Ein gutes Beispiel dafür, dass sich die Herangehensweise mit der man als politisch denkender Musiker über gesellschaftliche Verhältnisse schreibt im Laufe eines Musikerlebens signifikant ändern kann, liefert Marcus Wiebusch (Kettcar). Im Spiegel-Interview geht es dabei auch um seine Texte bei seiner früheren Band ...But Alive. Aus heutiger Sicht waren diese viel expliziter politischer Natur, während Kettcar-Songs eher auf der zwischenmenschlichen Ebene anzusiedeln sind. Den Vorwurf er sei deshalb unpolitischer geworden, lässt er jedoch nicht gelten, der Wandel spiegele vor allem auch einen anderen politischen Zeitgeist wieder: Das neue Album der Band sei sogar bewusst mit der Vorgabe geschrieben worden, die Unzufriedenheit an der aktuellen gesellschaftlichen Situation zu artikulieren. Da sich jedoch auch die politische Welt heutzutage viel komplexer darstelle, sei es schwieriger geworden hierauf adäquate Antworten im Parolen-Format zu liefern.
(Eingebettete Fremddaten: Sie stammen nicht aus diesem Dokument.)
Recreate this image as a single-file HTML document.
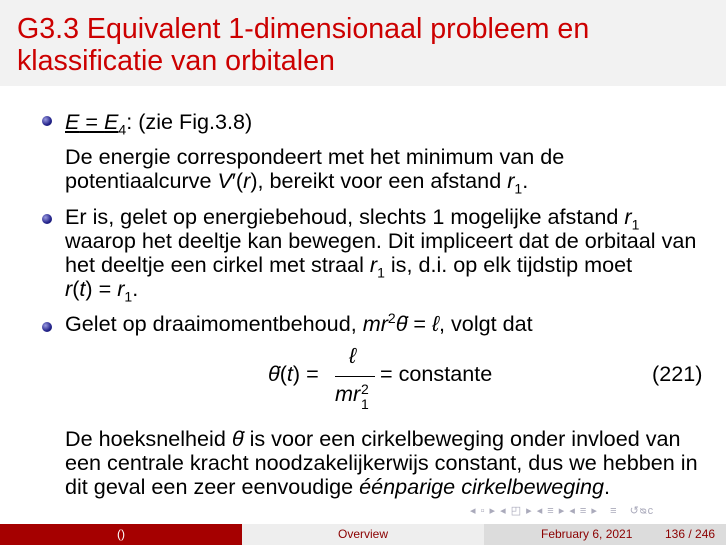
<!DOCTYPE html>
<html><head><meta charset="utf-8"><style>
*{margin:0;padding:0}
body{width:726px;height:545px;position:relative;overflow:hidden;background:#fff;font-family:"Liberation Sans",sans-serif;color:#000}
.hd{position:absolute;left:0;top:0;width:726px;height:86px;background:#f2f2f2}
.t{position:absolute;left:17px;color:#cc0000;font-size:28.6px;line-height:32px;white-space:nowrap}
.l{position:absolute;left:65px;font-size:21.6px;line-height:24px;white-space:nowrap}
.b{position:absolute;left:42px;width:10px;height:10px;border-radius:50%;background:radial-gradient(circle at 35% 35%,#9a9ae0,#22228a 60%,#10105a)}
i{font-style:italic}
sub,sup{font-size:14px;line-height:0}
.ft{position:absolute;top:524px;height:21px;font-size:12px;line-height:21px;text-align:center;color:#8b0000}
.nav{position:absolute;left:470px;top:504px;font-size:11px;color:#aab;letter-spacing:1px}
.s{position:absolute;font-size:14px;line-height:14px}
</style></head><body>
<div class="hd"></div>
<div class="t" style="top:13px">G3.3 Equivalent 1-dimensionaal probleem en</div>
<div class="t" style="top:45px">klassificatie van orbitalen</div>

<div class="b" style="top:116px"></div>
<div class="l" style="top:110px"><span style="text-decoration:underline"><i>E</i> = <i>E</i><sub>4</sub></span>: (zie Fig.3.8)</div>
<div class="l" style="top:145px">De energie correspondeert met het minimum van de</div>
<div class="l" style="top:169px">potentiaalcurve <i>V</i>′(<i>r</i>), bereikt voor een afstand <i>r</i><sub>1</sub>.</div>
<div class="b" style="top:214px"></div>
<div class="l" style="top:205px">Er is, gelet op energiebehoud, slechts 1 mogelijke afstand <i>r</i><sub>1</sub></div>
<div class="l" style="top:229px">waarop het deeltje kan bewegen. Dit impliceert dat de orbitaal van</div>
<div class="l" style="top:253px">het deeltje een cirkel met straal <i>r</i><sub>1</sub> is, d.i. op elk tijdstip moet</div>
<div class="l" style="top:277px"><i>r</i>(<i>t</i>) = <i>r</i><sub>1</sub>.</div>
<div class="b" style="top:322px"></div>
<div class="l" style="top:312px">Gelet op draaimomentbehoud, <i>mr</i><sup>2</sup><i>θ̇</i> = <i>ℓ</i>, volgt dat</div>

<div class="l" style="left:268px;top:362px"><i>θ̇</i>(<i>t</i>) =</div>
<div class="l" style="left:349px;top:344px"><i>ℓ</i></div>
<div style="position:absolute;left:335px;top:376px;width:40px;height:1px;background:#000"></div>
<div class="l" style="left:335px;top:382px"><i>mr</i></div>
<div class="s" style="left:361px;top:382px">2</div>
<div class="s" style="left:361px;top:397px">1</div>
<div class="l" style="left:380px;top:362px">= constante</div>
<div class="l" style="left:652px;top:362px">(221)</div>

<div class="l" style="top:427px">De hoeksnelheid <i>θ̇</i> is voor een cirkelbeweging onder invloed van</div>
<div class="l" style="top:451px">een centrale kracht noodzakelijkerwijs constant, dus we hebben in</div>
<div class="l" style="top:475px">dit geval een zeer eenvoudige <i>éénparige cirkelbeweging</i>.</div>

<div class="nav">◂ ▫ ▸ ◂ ◰ ▸ ◂ ≡ ▸ ◂ ≡ ▸ &nbsp; ≡ &nbsp; ↺ᴓᴄ</div>
<div class="ft" style="left:0;width:242px;background:#a50000;color:#fff">()</div>
<div class="ft" style="left:242px;width:242px;background:#eeeeee">Overview</div>
<div class="ft" style="left:484px;width:242px;background:#dcdcdc;text-align:left"><span style="position:absolute;left:57px">February 6, 2021</span><span style="position:absolute;left:181px">136 / 246</span></div>
</body></html>
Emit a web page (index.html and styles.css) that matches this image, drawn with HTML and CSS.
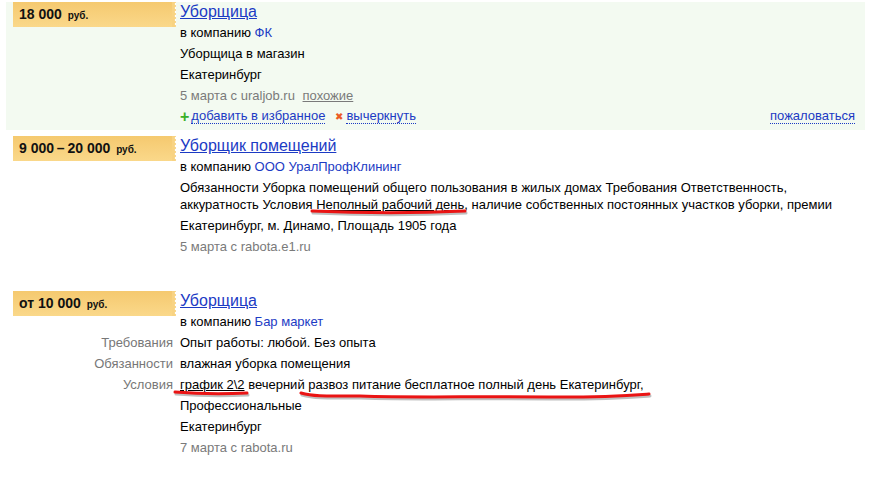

Obgleich man das musikalische Schaffen von Chris de Burgh im besten Falle ignorieren kann, ist das diplomatische Vorspiel seines möglichen Auftritts als erster westlicher Popmusiker seit der Islamischen Revolution (1979) im Iran dennoch interessant zu verfolgen. Während islamische Mullahs Popkonzerte seitdem aus religiösen Gründen untersagt hatten, wäre ein Auftritt des Iren von Seiten des iranischen Kulturministeriums im Jahr 2008 durchaus möglich. Der Musiker will sich laut Spiegel-Meldung dennoch nicht politisch vereinnahmen lassen und gibt an: "Ich freue mich, dass meine Musik in Iran gefällt. Ich singe für die Menschen, nicht für Regierungen."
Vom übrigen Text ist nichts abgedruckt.